Jaipur, Jan 27: Senior Congress leader Shashi Tharoor said that if the Citizenship Amendment Act leads to the implementation of the NPR and the NRC, it would be a complete victory for Pakistan's founding father, Muhammad Ali Jinnah.

He said that Jinnah's idea of a country was already winning in India with the contentious Citizenship Amendment Act (CAA) coming into effect, but asserted that there was still a choice available.

"I would not say Jinnah has completely won, but I would say Jinnah is winning. There is still a choice available to the nation between Jinnah's idea of a country and Gandhiji's idea of a country," he said on the sidelines of the Jaipur Literature Festival on Sunday.

The CAA came into force in India in December amid protests across the country and around the world.

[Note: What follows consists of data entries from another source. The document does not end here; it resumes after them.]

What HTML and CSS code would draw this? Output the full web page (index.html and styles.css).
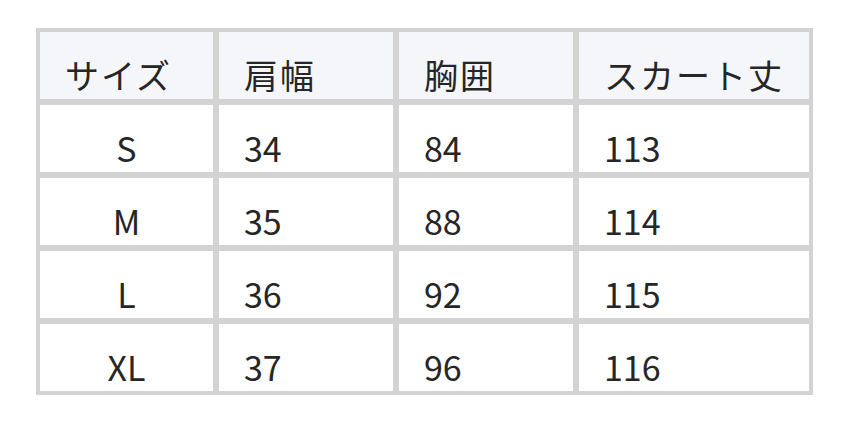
FILE: index.html
```html
<!DOCTYPE html>
<html lang="ja">
<head>
<meta charset="utf-8">
<link rel="stylesheet" href="styles.css">
</head>
<body>
<div class="wrap">
  <div class="table">
    <div class="cell head">サイズ</div>
    <div class="cell head">肩幅</div>
    <div class="cell head">胸囲</div>
    <div class="cell head">スカート丈</div>

    <div class="cell center">S</div>
    <div class="cell">34</div>
    <div class="cell">84</div>
    <div class="cell">113</div>

    <div class="cell center">M</div>
    <div class="cell">35</div>
    <div class="cell">88</div>
    <div class="cell">114</div>

    <div class="cell center">L</div>
    <div class="cell">36</div>
    <div class="cell">92</div>
    <div class="cell">115</div>

    <div class="cell center">XL</div>
    <div class="cell">37</div>
    <div class="cell">96</div>
    <div class="cell">116</div>
  </div>
</div>
</body>
</html>
```
FILE: styles.css
```css
html, body {
  margin: 0;
  padding: 0;
  background: #ffffff;
}
.wrap {
  padding: 28px 0 0 36px;
}
.table {
  display: grid;
  grid-template-columns: 173px 174px 174px 230px;
  grid-auto-rows: 67px;
  gap: 6px;
  padding: 4px;
  width: max-content;
  background: #d3d3d3;
  font-family: "Noto Sans CJK JP", "Noto Sans", sans-serif;
  font-size: 34px;
  color: #262626;
}
.cell {
  background: #ffffff;
  padding: 18px 25px 0;
  line-height: 49px;
  white-space: nowrap;
}
.cell.head {
  background: #f5f6fa;
  letter-spacing: 2px;
}
.cell.center {
  text-align: center;
  padding-left: 0;
  padding-right: 0;
}
```
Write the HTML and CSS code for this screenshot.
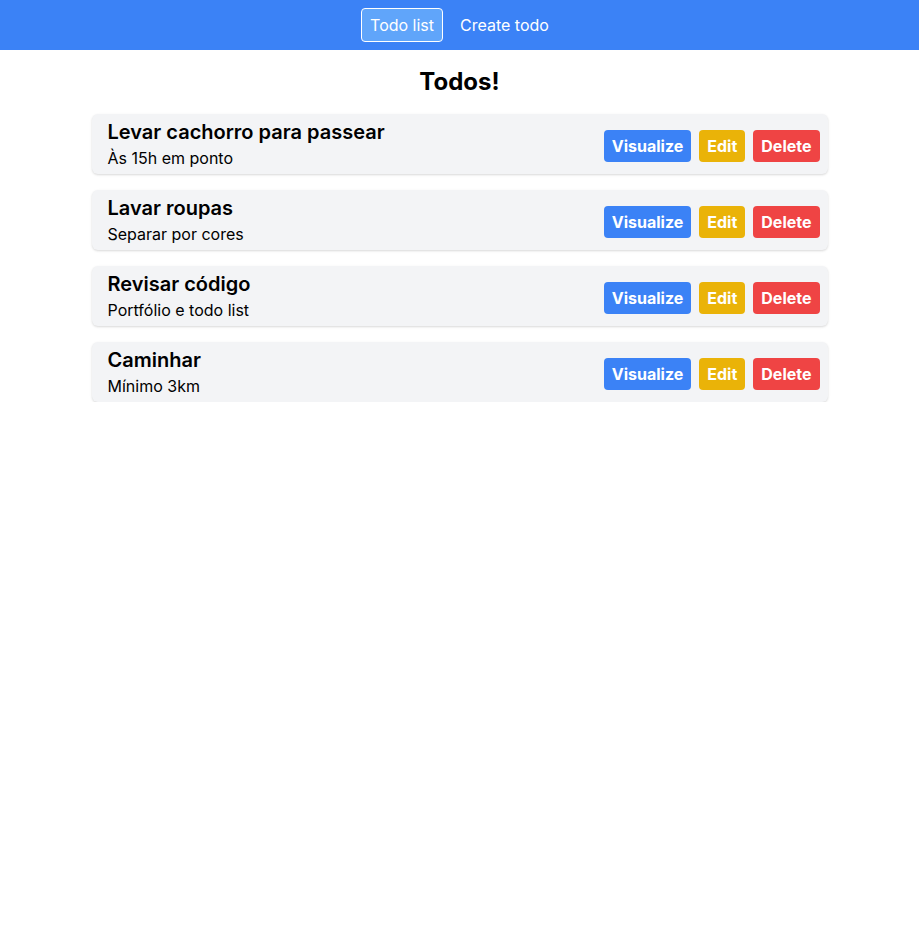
FILE: index.html
```html
<!DOCTYPE html>
<html lang="pt">
<head>
<meta charset="utf-8">
<title>Todos</title>
<link rel="stylesheet" href="styles.css">
</head>
<body>
<nav class="nav">
  <a class="nav-link active" href="#">Todo list</a>
  <a class="nav-link" href="#">Create todo</a>
</nav>
<main class="container">
  <h1 class="title">Todos!</h1>
  <ul class="list">
    <li class="card">
      <div class="info"><div class="card-title">Levar cachorro para passear</div><div class="card-desc">Às 15h em ponto</div></div>
      <div class="actions"><button class="btn blue">Visualize</button><button class="btn yellow">Edit</button><button class="btn red">Delete</button></div>
    </li>
    <li class="card">
      <div class="info"><div class="card-title">Lavar roupas</div><div class="card-desc">Separar por cores</div></div>
      <div class="actions"><button class="btn blue">Visualize</button><button class="btn yellow">Edit</button><button class="btn red">Delete</button></div>
    </li>
    <li class="card">
      <div class="info"><div class="card-title">Revisar código</div><div class="card-desc">Portfólio e todo list</div></div>
      <div class="actions"><button class="btn blue">Visualize</button><button class="btn yellow">Edit</button><button class="btn red">Delete</button></div>
    </li>
    <li class="card">
      <div class="info"><div class="card-title">Caminhar</div><div class="card-desc">Mínimo 3km</div></div>
      <div class="actions"><button class="btn blue">Visualize</button><button class="btn yellow">Edit</button><button class="btn red">Delete</button></div>
    </li>
  </ul>
</main>
</body>
</html>
```
FILE: styles.css
```css
* { box-sizing: border-box; }
body {
  margin: 0;
  font-family: Inter, "Noto Sans", sans-serif;
  color: #000;
  background: #fff;
}
.nav {
  background: #3b82f6;
  height: 50px;
  display: flex;
  justify-content: center;
  align-items: center;
  gap: 8px;
}
.nav-link {
  color: #fff;
  text-decoration: none;
  font-size: 16px;
  line-height: 24px;
  padding: 4px 8px;
  border: 1px solid transparent;
  border-radius: 4px;
}
.nav-link.active {
  background: #60a5fa;
  border-color: #fff;
}
.container {
  max-width: 768px;
  margin: 0 auto;
  padding: 0 16px;
}
.title {
  margin: 16px 0;
  font-size: 24px;
  line-height: 32px;
  font-weight: 700;
  text-align: center;
}
.list {
  list-style: none;
  margin: 0;
  padding: 0;
  display: flex;
  flex-direction: column;
  gap: 16px;
}
.card {
  background: #f3f4f6;
  border-radius: 6px;
  box-shadow: 0 1px 3px rgba(0,0,0,0.1), 0 1px 2px rgba(0,0,0,0.06);
  padding: 4px 8px 4px 16px;
  display: flex;
  align-items: center;
  justify-content: space-between;
}
.card-title {
  font-size: 20px;
  line-height: 28px;
  font-weight: 600;
}
.card-desc {
  font-size: 16px;
  line-height: 24px;
}
.actions {
  display: flex;
  gap: 8px;
  margin-top: 4px;
}
.btn {
  font-family: inherit;
  font-size: 16px;
  line-height: 24px;
  font-weight: 700;
  color: #fff;
  border: none;
  border-radius: 4px;
  padding: 4px 8px;
  cursor: pointer;
}
.blue { background: #3b82f6; }
.yellow { background: #eab308; }
.red { background: #ef4444; }
```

The MP from Thiruvananthapuram said that the amended Citizenship Act took Jinnah's logic by declaring that religion shall be the basis of nationhood, reaffirming that Gandhi's idea is that all religions are equal .

"The CAA is, if you are talking Tennis, you would say one set up or big first set lead for Jinnah. But the next step would be if the CAA would lead to the National Population Register (NPR) and the National Register of Citizens (NRC). If that happens, then you would consider that Jinnah's victory is complete," he said.

The CAA seeks to grant citizenship to migrants belonging to Hindu, Sikh, Buddhist, Christian, Jain and Parsi communities who came to India from Pakistan, Bangladesh and Afghanistan on or before December 31, 2014.

On the BJP's defence that the NPR was carried out during the UPA regime, Tharoor said that the Congress government had utilised a decision of the NDA government led by former prime minister Atal Bihari Vajpayee.

"It never asked where were your parents born. It never authorised the enumerators to note on the margin 'dubious citizenship', a term used in the NPR rules crafted by this government. That is purely BJP's invention," he said.

If we go around this country authorising people to interview all the citizens, or identify some who have 'dubious citizenship', you can be pretty sure which Indians are going to be found on the 'dubious citizenship', he said.

"That will principally be one community that is not mentioned in the CAA. And if that happens, then it is indeed Jinnah's victory.

"From wherever he is, he can point to this place and say, 'see I was right in the 1940. We are separate nations and Muslims deserved their own country because Hindus cannot be just'," Tharoor said.

Speaking about the Delhi election, the three-time MP said that the maximum development in the national capital happened under the Congress government.

"What Sheila Dikshit did in her 15 years as Chief Minister of Delhi, no other leader could do it before or after her," he said.